Mawuena Adzo Trebarh (née Dumor; 12 April 1971 – 10 April 2024) was a Ghanaian business executive, investor and geologist. Trebarh was the first woman to be appointed the CEO of the Ghana Investment Promotion Centre (GIPC), serving from 2013 to 2017 as well as the first female underground exploration geologist, amidst a 10,000-strong male-workforce mine site in the Ashanti Region.

She was also the first female Board Chair of Movenpick Ambassador Hotel Ghana. Trebah worked in both private and public sectors.

== Early life and education ==
Mawuena Trebarh was born in Ghana and attended a university in Nigeria. Her father, Ernest Dumor, is a retired professor of sociology and development studies, a former Electoral Commissioner and founding executive secretary and adviser to the National Identification Authority. Her mother, Cecilia Dumor, who died in 2008, was an educator, editor and publisher of secondary school textbooks.

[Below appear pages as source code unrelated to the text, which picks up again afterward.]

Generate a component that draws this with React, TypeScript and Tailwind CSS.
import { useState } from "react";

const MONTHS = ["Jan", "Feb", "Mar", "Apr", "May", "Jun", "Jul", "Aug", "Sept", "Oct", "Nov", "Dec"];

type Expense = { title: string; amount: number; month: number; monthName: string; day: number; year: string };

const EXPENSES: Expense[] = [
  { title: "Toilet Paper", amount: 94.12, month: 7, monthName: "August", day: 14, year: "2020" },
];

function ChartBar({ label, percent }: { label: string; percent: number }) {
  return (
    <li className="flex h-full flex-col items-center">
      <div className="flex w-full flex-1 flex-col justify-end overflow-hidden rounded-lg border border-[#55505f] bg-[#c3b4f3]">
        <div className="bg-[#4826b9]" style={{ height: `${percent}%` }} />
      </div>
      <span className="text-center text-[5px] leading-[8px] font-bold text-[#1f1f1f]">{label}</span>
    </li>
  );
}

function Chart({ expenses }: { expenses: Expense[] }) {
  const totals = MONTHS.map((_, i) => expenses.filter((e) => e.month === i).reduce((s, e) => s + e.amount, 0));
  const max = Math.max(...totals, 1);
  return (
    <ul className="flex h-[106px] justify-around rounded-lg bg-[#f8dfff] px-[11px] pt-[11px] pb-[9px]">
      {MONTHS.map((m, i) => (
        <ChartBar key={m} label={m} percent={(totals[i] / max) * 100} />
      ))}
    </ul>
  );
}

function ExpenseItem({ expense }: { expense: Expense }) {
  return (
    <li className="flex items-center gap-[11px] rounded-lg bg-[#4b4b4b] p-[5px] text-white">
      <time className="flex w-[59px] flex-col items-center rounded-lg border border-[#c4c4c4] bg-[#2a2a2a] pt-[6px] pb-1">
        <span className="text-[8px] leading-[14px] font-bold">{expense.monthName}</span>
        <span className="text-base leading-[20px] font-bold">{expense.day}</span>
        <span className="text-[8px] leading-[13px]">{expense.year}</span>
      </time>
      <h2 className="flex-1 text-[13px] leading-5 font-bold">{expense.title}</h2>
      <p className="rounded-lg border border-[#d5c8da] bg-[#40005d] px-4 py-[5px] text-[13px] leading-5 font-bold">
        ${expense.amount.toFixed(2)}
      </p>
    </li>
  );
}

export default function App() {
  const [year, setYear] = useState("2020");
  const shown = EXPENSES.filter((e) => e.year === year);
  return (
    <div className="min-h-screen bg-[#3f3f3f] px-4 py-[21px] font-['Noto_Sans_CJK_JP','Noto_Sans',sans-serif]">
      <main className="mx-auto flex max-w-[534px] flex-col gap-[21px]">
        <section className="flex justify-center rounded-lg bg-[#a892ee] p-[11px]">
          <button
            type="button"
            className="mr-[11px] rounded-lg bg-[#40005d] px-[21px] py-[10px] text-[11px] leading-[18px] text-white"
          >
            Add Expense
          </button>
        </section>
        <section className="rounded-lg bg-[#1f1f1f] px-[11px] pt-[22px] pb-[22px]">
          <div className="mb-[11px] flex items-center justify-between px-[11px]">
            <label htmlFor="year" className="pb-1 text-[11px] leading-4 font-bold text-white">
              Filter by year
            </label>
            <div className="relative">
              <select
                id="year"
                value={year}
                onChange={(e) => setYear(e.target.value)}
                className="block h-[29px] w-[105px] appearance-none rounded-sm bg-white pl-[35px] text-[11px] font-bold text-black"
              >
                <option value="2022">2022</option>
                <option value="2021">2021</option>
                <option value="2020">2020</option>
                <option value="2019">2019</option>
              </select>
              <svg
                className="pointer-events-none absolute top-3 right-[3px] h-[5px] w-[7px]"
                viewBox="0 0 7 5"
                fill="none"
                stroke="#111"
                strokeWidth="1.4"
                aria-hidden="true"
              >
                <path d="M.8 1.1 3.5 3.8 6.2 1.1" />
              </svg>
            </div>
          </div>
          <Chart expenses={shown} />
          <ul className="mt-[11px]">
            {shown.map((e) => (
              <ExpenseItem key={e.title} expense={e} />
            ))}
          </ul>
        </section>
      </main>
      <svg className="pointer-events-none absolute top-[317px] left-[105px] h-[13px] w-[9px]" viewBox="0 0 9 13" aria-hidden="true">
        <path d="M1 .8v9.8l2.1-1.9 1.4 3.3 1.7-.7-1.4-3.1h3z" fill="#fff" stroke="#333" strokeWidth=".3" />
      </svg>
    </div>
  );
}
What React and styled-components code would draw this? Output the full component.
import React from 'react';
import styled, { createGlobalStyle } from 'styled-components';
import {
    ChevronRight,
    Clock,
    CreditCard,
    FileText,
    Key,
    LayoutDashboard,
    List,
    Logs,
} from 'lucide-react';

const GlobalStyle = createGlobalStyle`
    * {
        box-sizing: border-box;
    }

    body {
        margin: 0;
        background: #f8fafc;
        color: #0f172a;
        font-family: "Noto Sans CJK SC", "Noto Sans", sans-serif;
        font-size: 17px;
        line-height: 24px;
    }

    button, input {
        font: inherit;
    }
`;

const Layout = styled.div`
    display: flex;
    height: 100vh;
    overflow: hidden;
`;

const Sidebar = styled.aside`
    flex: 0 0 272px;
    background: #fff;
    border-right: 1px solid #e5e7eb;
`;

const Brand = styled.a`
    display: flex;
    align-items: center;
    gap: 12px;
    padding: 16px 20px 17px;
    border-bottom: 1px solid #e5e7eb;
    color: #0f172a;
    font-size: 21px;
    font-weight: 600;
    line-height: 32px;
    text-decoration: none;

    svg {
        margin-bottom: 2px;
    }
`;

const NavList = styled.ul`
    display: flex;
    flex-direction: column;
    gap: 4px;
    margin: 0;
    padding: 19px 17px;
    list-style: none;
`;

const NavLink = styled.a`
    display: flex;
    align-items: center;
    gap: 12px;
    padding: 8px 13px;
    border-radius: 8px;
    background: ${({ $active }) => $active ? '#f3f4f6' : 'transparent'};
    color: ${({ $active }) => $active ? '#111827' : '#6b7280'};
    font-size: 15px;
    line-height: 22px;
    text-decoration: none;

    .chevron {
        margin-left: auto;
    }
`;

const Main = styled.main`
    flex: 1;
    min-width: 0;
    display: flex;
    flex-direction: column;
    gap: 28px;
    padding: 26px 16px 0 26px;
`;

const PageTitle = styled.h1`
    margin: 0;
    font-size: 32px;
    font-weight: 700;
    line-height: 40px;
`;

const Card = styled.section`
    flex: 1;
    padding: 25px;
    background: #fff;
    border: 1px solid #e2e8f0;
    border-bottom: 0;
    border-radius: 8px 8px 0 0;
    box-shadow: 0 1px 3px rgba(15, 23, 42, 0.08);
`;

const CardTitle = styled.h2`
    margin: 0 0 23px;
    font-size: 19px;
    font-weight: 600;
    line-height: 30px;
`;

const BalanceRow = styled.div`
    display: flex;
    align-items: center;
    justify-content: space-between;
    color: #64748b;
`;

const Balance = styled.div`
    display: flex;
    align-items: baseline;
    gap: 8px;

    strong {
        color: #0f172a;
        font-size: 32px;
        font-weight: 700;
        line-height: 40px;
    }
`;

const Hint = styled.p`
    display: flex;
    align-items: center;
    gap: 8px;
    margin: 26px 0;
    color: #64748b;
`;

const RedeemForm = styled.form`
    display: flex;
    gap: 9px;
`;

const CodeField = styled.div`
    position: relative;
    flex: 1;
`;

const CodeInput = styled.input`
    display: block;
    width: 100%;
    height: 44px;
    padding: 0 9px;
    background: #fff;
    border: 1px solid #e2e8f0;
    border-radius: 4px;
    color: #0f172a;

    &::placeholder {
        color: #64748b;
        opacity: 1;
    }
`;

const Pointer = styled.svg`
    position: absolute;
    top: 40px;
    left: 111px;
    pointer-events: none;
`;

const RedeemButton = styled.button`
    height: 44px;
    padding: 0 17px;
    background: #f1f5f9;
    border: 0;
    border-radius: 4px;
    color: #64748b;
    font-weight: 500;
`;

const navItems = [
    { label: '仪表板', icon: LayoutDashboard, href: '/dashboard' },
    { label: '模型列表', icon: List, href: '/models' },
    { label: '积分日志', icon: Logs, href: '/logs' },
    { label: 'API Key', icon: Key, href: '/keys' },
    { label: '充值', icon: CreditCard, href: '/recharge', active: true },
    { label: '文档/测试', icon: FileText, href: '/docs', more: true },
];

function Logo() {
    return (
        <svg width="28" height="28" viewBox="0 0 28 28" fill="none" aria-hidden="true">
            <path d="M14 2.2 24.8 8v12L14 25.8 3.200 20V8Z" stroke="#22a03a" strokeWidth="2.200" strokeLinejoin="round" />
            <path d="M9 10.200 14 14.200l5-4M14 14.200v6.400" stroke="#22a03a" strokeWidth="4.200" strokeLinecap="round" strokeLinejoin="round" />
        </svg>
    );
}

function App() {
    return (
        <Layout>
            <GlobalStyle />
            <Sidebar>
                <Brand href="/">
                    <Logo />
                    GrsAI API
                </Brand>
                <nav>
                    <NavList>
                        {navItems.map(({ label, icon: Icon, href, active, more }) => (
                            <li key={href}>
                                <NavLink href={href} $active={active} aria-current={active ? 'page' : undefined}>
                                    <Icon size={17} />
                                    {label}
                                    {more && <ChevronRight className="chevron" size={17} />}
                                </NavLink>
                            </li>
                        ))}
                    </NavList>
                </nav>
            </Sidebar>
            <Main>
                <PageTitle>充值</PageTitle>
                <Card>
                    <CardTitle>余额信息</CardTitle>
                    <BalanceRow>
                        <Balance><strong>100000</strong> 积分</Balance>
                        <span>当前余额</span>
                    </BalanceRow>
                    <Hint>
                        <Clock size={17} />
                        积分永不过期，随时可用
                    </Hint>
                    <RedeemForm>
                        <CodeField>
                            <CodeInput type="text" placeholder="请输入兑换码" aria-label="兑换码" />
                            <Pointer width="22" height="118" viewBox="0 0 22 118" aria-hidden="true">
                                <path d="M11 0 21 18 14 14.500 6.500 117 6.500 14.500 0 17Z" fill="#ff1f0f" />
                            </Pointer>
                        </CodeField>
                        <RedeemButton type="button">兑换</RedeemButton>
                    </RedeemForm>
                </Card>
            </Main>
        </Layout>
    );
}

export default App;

Mawuena's maternal grandfather, Philip Gbeho, was the composer of the National Anthem of Ghana and the music master of Achimota School. Her paternal grandfather, Michael Dumor, was a pioneer in the Catholic Education Project in the Volta Region beginning in the 1930s. Her uncle is the Ghanaian diplomat Victor Gbeho.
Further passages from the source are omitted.